Demonstration of fractal temporal deviations in a simple drum recording. A professional drummer (inset) was recorded tapping with one hand on a drum synchronizing with a metronome at 180 beats per minute (A). An excerpt of the recorded audio signal is shown over the beat index n. The beats detected at times Sn (green lines) are compared with the metronome timing Mn (red dashed lines). (B) The deviations dn = Sn—Mn fluctuate around a mean of -16.4 ms, i.e. on average the subject slightly anticipates the ensuing metronome clicks. Inset: The probability density function of the time series is well approximated by a Gaussian distribution (standard deviation 15.6 ms). A fractal analysis of the time series of deviations dn reveals long-range correlations. Long-range correlations have also been found in humans playing more complex rhythms. Credit: H. Hennig et al, The Nature and Perception of Fluctuations in Human Musical Rhythms, PLOS ONE 6, e26457 (2011)

Electronically generated rhythms are often perceived as too artificial. New software now allows producers to make rhythms sound more natural in computer-produced music. Research at the Max Planck Institute for Dynamics and Self-Organization and at Harvard University forms the basis for new and patented methods of electronically generated rhythms according to patterns of musicians following fractal statistical laws.

The process, which produces natural-sounding rhythms, has now been licensed to Mixed In Key LLC, whose music software is used worldwide by leading music producers and internationally renowned DJs. A product called "Human Plugins," which uses this technology, has now been launched.

Nowadays, music is often produced electronically, i.e., without acoustic instruments. The reason is simple: pieces of music can be easily created and reworked without a recording studio and expensive musical equipment. All that is needed is a computer and a digital audio workstation (DAW), i.e., an electronic device or software for recording, editing and producing music. The desired sound for any software instrument from piano to drums is generated and reworked via the DAW.

Much of the music, however, is produced with quantized, artificial-sounding loops that have no natural groove, and there is no standardized process to humanize them. Too high precision sounds artificial to the human ear. But randomly shifting sounds by a few milliseconds isn't enough—it just doesn't sound like a live musician playing this part on a musical instrument.

Without the correct correlation between the time deviations of the beats, these usually sound bad to the human ear, or they are perceived as digital timing errors. The only option was to strive for very precise timing, which characterized the sound of music in the post-90s in almost all genres.

The new "humanizing" method developed at the MPI-DS now makes it possible to add natural variances to electronic rhythms to create a more natural sound experience. A method based on this and developed at Harvard University, called "Group Humanizer," expands the scope of application to several instruments and makes the temporal deviations in the interplay of different electronic and acoustic instruments sound human, as if different musicians were playing together in the same room.

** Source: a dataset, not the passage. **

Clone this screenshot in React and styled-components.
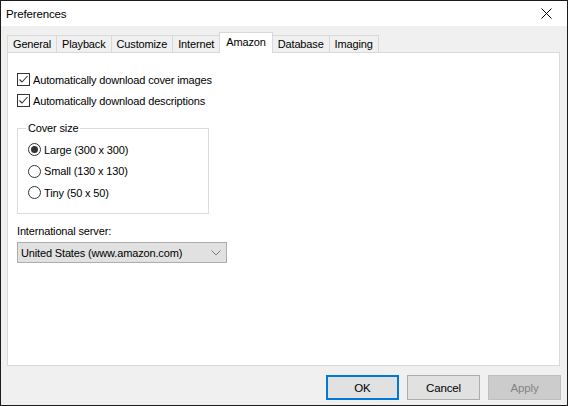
import React from 'react';
import styled, { createGlobalStyle } from 'styled-components';

const GlobalStyle = createGlobalStyle`
  html, body {
    margin: 0;
    padding: 0;
    background: #f0f0f0;
  }
  * {
    box-sizing: border-box;
  }
`;

const Window = styled.div`
  width: 568px;
  height: 406px;
  display: flex;
  flex-direction: column;
  border: 1px solid #1c1c1c;
  background: #f0f0f0;
  font-family: "Liberation Sans", Arial, sans-serif;
  font-size: 11px;
  letter-spacing: -0.15px;
  color: #000;
`;

const TitleBar = styled.div`
  height: 25px;
  display: flex;
  align-items: center;
  justify-content: space-between;
  background: #fff;
  padding-left: 5px;
  font-size: 11.5px;
`;

const CloseButton = styled.div`
  width: 46px;
  height: 25px;
  display: flex;
  align-items: center;
  justify-content: center;
  margin-right: -2px;
`;

const Body = styled.div`
  flex: 1;
  display: flex;
  flex-direction: column;
  padding: 7px 7px 0 6px;
`;

const TabStrip = styled.div`
  display: flex;
  align-items: flex-end;
  height: 20px;
  position: relative;
  z-index: 1;
`;

const Tab = styled.div`
  height: ${p => (p.$active ? '21px' : '18px')};
  padding: 0 ${p => (p.$active ? '6px' : '5px')};
  margin-left: -1px;
  display: flex;
  align-items: center;
  border: 1px solid #d9d9d9;
  border-bottom: ${p => (p.$active ? 'none' : '1px solid #d9d9d9')};
  background: ${p => (p.$active ? '#fff' : '#f0f0f0')};
  white-space: nowrap;
  padding-bottom: ${p => (p.$active ? '2px' : '0')};

  &:first-child {
    margin-left: 0;
  }
`;

const Panel = styled.div`
  height: 314px;
  margin-top: -1px;
  background: #fff;
  border: 1px solid #d9d9d9;
  padding: 16px 9px 0 9px;
  display: flex;
  flex-direction: column;
  align-items: flex-start;
`;

const CheckRow = styled.label`
  display: flex;
  align-items: center;
  height: 21px;
  gap: 3px;
`;

const CheckBox = styled.span`
  width: 13px;
  height: 13px;
  border: 1px solid #333;
  background: #fff;
  display: flex;
  align-items: center;
  justify-content: center;
`;

const GroupBox = styled.fieldset`
  margin: 10px 0 0 0;
  width: 192px;
  height: 93px;
  border: 1px solid #dcdcdc;
  padding: 4px 0 0 10px;
  display: flex;
  flex-direction: column;
`;

const Legend = styled.legend`
  padding: 0 2px;
  margin-left: -2px;
  line-height: 14px;
`;

const RadioRow = styled.label`
  display: flex;
  align-items: center;
  height: 21.5px;
  gap: 3px;
`;

const RadioCircle = styled.span`
  width: 13px;
  height: 13px;
  border-radius: 50%;
  border: 1px solid #333;
  background: #fff;
  display: flex;
  align-items: center;
  justify-content: center;

  &::after {
    content: '';
    display: ${p => (p.$checked ? 'block' : 'none')};
    width: 7px;
    height: 7px;
    border-radius: 50%;
    background: #333;
  }
`;

const FieldLabel = styled.div`
  margin-top: 10px;
  line-height: 14px;
`;

const Select = styled.div`
  margin-top: 4px;
  width: 210px;
  height: 21px;
  border: 1px solid #adadad;
  background: #e1e1e1;
  display: flex;
  align-items: center;
  justify-content: space-between;
  padding: 0 5px 0 3px;
`;

const Footer = styled.div`
  flex: 1;
  display: flex;
  justify-content: flex-end;
  align-items: flex-start;
  gap: 8px;
  padding: 9px 0 0 0;
  margin-right: -1px;
`;

const Button = styled.div`
  width: 73px;
  height: 25px;
  display: flex;
  align-items: center;
  justify-content: center;
  font-size: 11.5px;
  background: ${p => (p.$disabled ? '#cccccc' : '#e1e1e1')};
  border: ${p => (p.$default ? '2px solid #0078d7' : p.$disabled ? '1px solid #bfbfbf' : '1px solid #adadad')};
  color: ${p => (p.$disabled ? '#838383' : '#000')};
`;

const tabs = ['General', 'Playback', 'Customize', 'Internet', 'Amazon', 'Database', 'Imaging'];

const Check = () => (
  <svg width="11" height="11" viewBox="0 0 11 11">
    <path d="M1.5 5.5 L4 8 L9.5 2" fill="none" stroke="#333" strokeWidth="1.1" />
  </svg>
);

const Chevron = () => (
  <svg width="10" height="6" viewBox="0 0 10 6">
    <path d="M0.5 0.5 L5 5 L9.5 0.5" fill="none" stroke="#7a7a7a" strokeWidth="1" />
  </svg>
);

const App = () => {
  return (
    <>
      <GlobalStyle />
      <Window>
        <TitleBar>
          Preferences
          <CloseButton>
            <svg width="11" height="11" viewBox="0 0 11 11">
              <path d="M0.5 0.5 L10.5 10.5 M10.5 0.5 L0.5 10.5" stroke="#000" strokeWidth="1" />
            </svg>
          </CloseButton>
        </TitleBar>
        <Body>
          <TabStrip>
            {tabs.map(t => (
              <Tab key={t} $active={t === 'Amazon'}>{t}</Tab>
            ))}
          </TabStrip>
          <Panel>
            <CheckRow><CheckBox><Check /></CheckBox>Automatically download cover images</CheckRow>
            <CheckRow><CheckBox><Check /></CheckBox>Automatically download descriptions</CheckRow>
            <GroupBox>
              <Legend>Cover size</Legend>
              <RadioRow><RadioCircle $checked />Large (300 x 300)</RadioRow>
              <RadioRow><RadioCircle />Small (130 x 130)</RadioRow>
              <RadioRow><RadioCircle />Tiny (50 x 50)</RadioRow>
            </GroupBox>
            <FieldLabel>International server:</FieldLabel>
            <Select>
              United States (www.amazon.com)
              <Chevron />
            </Select>
          </Panel>
          <Footer>
            <Button $default>OK</Button>
            <Button>Cancel</Button>
            <Button $disabled>Apply</Button>
          </Footer>
        </Body>
      </Window>
    </>
  );
};

export default App;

Mixed In Key has further developed this technique and created a way to humanize audio channels and MIDI notes with a set of "Human Plugins" that are compatible with most major DAWs.

Methodical research on natural variances

The foundation for the new method was laid by Holger Hennig in 2007, then a scientist at the Max Planck Institute for Dynamics and Self-Organization in Göttingen under the direction of Theo Geisel, director emeritus at the institute. Hennig asked himself whether musicians' temporal deviations from the exact beat vary purely by chance or follow a certain pattern and what effect this has on the music perception.

The deviations follow a fractal pattern. The term fractal was coined by mathematician Benoit Mandelbrot in 1975 and describes patterns that have a high degree of scale invariance or self-similarity. This is the case when a pattern consists of several small copies of itself. Fractals occur both as geometric figures and as recurring structures in time series, such as the human heartbeat.

The drummer's rhythmic fluctuations follow statistical dependencies—not just from one beat to the next, but over up to a thousand beats. This results in a pattern of structures and dependencies that repeat over several minutes, known as long-range correlations, which are present on different time scales.

How do these temporal deviations affect the way musicians play together? Results at Harvard University show that the interaction of musicians is also fractal in nature with so-called long-range cross correlations.

"The next time deviation of a musician's beat depends on the history of the deviations of the other musicians several minutes back. Human musical rhythms are not exact, and the fractal nature of the temporal deviations is part of the natural groove of human music," says Holger Hennig.

But what do these fractal deviations sound like? A piece of music composed specifically for this research was humanized in post-production. The piece was played to test subjects in different re-edited versions as part of a psychological study at the University of Göttingen: one version with conventional random deviations and another version with fractal deviations. The version with human fractal deviations was preferred by most listeners over conventional random deviations and was perceived as the most natural.